Source material ->
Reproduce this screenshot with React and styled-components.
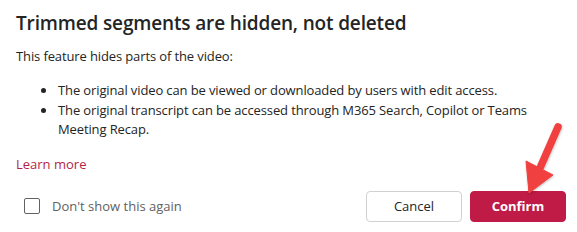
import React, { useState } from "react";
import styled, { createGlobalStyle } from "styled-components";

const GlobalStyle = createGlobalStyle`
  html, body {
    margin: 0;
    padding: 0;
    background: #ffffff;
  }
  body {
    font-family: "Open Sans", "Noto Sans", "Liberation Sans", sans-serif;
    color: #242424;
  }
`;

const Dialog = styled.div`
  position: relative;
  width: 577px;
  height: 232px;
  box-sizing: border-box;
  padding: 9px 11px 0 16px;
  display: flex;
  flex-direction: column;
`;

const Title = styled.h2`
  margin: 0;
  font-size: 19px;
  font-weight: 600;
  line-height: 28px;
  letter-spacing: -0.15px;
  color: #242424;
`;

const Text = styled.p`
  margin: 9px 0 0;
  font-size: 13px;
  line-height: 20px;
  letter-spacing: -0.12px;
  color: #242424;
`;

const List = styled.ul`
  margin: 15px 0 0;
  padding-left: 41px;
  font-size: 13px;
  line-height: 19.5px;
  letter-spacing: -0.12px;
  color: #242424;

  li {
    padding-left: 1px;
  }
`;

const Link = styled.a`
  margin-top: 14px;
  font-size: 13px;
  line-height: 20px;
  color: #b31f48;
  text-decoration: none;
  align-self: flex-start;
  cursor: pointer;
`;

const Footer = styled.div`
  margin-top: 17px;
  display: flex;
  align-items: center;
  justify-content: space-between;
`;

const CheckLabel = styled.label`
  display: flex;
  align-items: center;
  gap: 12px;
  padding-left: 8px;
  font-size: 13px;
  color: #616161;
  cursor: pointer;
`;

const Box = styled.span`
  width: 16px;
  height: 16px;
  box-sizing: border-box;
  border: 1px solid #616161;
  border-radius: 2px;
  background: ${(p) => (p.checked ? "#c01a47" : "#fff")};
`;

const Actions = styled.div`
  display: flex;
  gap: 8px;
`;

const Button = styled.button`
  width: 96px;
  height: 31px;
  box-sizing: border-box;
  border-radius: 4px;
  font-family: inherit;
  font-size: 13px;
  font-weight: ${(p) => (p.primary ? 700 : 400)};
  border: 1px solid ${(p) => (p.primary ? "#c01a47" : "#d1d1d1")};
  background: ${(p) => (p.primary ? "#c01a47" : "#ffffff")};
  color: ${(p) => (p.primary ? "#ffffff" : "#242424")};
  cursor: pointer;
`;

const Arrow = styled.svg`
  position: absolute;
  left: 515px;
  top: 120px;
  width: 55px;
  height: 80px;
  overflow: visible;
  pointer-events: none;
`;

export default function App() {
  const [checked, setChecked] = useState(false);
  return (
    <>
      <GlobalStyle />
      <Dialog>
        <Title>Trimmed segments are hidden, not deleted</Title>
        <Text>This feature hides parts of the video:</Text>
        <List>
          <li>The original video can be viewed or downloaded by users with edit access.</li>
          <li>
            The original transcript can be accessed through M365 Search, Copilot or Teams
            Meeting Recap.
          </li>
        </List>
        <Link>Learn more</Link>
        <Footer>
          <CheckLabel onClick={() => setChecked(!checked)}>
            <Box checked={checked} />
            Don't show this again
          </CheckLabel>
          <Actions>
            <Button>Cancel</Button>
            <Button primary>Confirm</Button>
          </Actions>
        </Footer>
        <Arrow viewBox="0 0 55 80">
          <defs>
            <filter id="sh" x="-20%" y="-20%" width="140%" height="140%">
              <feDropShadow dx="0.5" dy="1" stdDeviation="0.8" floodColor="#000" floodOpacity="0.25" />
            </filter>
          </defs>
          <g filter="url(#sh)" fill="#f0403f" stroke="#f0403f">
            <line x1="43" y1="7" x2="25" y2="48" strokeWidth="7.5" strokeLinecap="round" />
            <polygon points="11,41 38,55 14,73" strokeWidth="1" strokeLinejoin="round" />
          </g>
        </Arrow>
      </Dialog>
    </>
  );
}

Required task ->
Reproduce all of the data exactly; the pictures do not belong in the copy.

Solution ->
Reproduce this screenshot with React and styled-components.
import React, { useState } from "react";
import styled, { createGlobalStyle } from "styled-components";

const GlobalStyle = createGlobalStyle`
  html, body {
    margin: 0;
    padding: 0;
    background: #ffffff;
  }
  body {
    font-family: "Open Sans", "Noto Sans", "Liberation Sans", sans-serif;
    color: #242424;
  }
`;

const Dialog = styled.div`
  position: relative;
  width: 577px;
  height: 232px;
  box-sizing: border-box;
  padding: 9px 11px 0 16px;
  display: flex;
  flex-direction: column;
`;

const Title = styled.h2`
  margin: 0;
  font-size: 19px;
  font-weight: 600;
  line-height: 28px;
  letter-spacing: -0.15px;
  color: #242424;
`;

const Text = styled.p`
  margin: 9px 0 0;
  font-size: 13px;
  line-height: 20px;
  letter-spacing: -0.12px;
  color: #242424;
`;

const List = styled.ul`
  margin: 15px 0 0;
  padding-left: 41px;
  font-size: 13px;
  line-height: 19.5px;
  letter-spacing: -0.12px;
  color: #242424;

  li {
    padding-left: 1px;
  }
`;

const Link = styled.a`
  margin-top: 14px;
  font-size: 13px;
  line-height: 20px;
  color: #b31f48;
  text-decoration: none;
  align-self: flex-start;
  cursor: pointer;
`;

const Footer = styled.div`
  margin-top: 17px;
  display: flex;
  align-items: center;
  justify-content: space-between;
`;

const CheckLabel = styled.label`
  display: flex;
  align-items: center;
  gap: 12px;
  padding-left: 8px;
  font-size: 13px;
  color: #616161;
  cursor: pointer;
`;

const Box = styled.span`
  width: 16px;
  height: 16px;
  box-sizing: border-box;
  border: 1px solid #616161;
  border-radius: 2px;
  background: ${(p) => (p.checked ? "#c01a47" : "#fff")};
`;

const Actions = styled.div`
  display: flex;
  gap: 8px;
`;

const Button = styled.button`
  width: 96px;
  height: 31px;
  box-sizing: border-box;
  border-radius: 4px;
  font-family: inherit;
  font-size: 13px;
  font-weight: ${(p) => (p.primary ? 700 : 400)};
  border: 1px solid ${(p) => (p.primary ? "#c01a47" : "#d1d1d1")};
  background: ${(p) => (p.primary ? "#c01a47" : "#ffffff")};
  color: ${(p) => (p.primary ? "#ffffff" : "#242424")};
  cursor: pointer;
`;

const Arrow = styled.svg`
  position: absolute;
  left: 515px;
  top: 120px;
  width: 55px;
  height: 80px;
  overflow: visible;
  pointer-events: none;
`;

export default function App() {
  const [checked, setChecked] = useState(false);
  return (
    <>
      <GlobalStyle />
      <Dialog>
        <Title>Trimmed segments are hidden, not deleted</Title>
        <Text>This feature hides parts of the video:</Text>
        <List>
          <li>The original video can be viewed or downloaded by users with edit access.</li>
          <li>
            The original transcript can be accessed through M365 Search, Copilot or Teams
            Meeting Recap.
          </li>
        </List>
        <Link>Learn more</Link>
        <Footer>
          <CheckLabel onClick={() => setChecked(!checked)}>
            <Box checked={checked} />
            Don't show this again
          </CheckLabel>
          <Actions>
            <Button>Cancel</Button>
            <Button primary>Confirm</Button>
          </Actions>
        </Footer>
        <Arrow viewBox="0 0 55 80">
          <defs>
            <filter id="sh" x="-20%" y="-20%" width="140%" height="140%">
              <feDropShadow dx="0.5" dy="1" stdDeviation="0.8" floodColor="#000" floodOpacity="0.25" />
            </filter>
          </defs>
          <g filter="url(#sh)" fill="#f0403f" stroke="#f0403f">
            <line x1="43" y1="7" x2="25" y2="48" strokeWidth="7.5" strokeLinecap="round" />
            <polygon points="11,41 38,55 14,73" strokeWidth="1" strokeLinejoin="round" />
          </g>
        </Arrow>
      </Dialog>
    </>
  );
}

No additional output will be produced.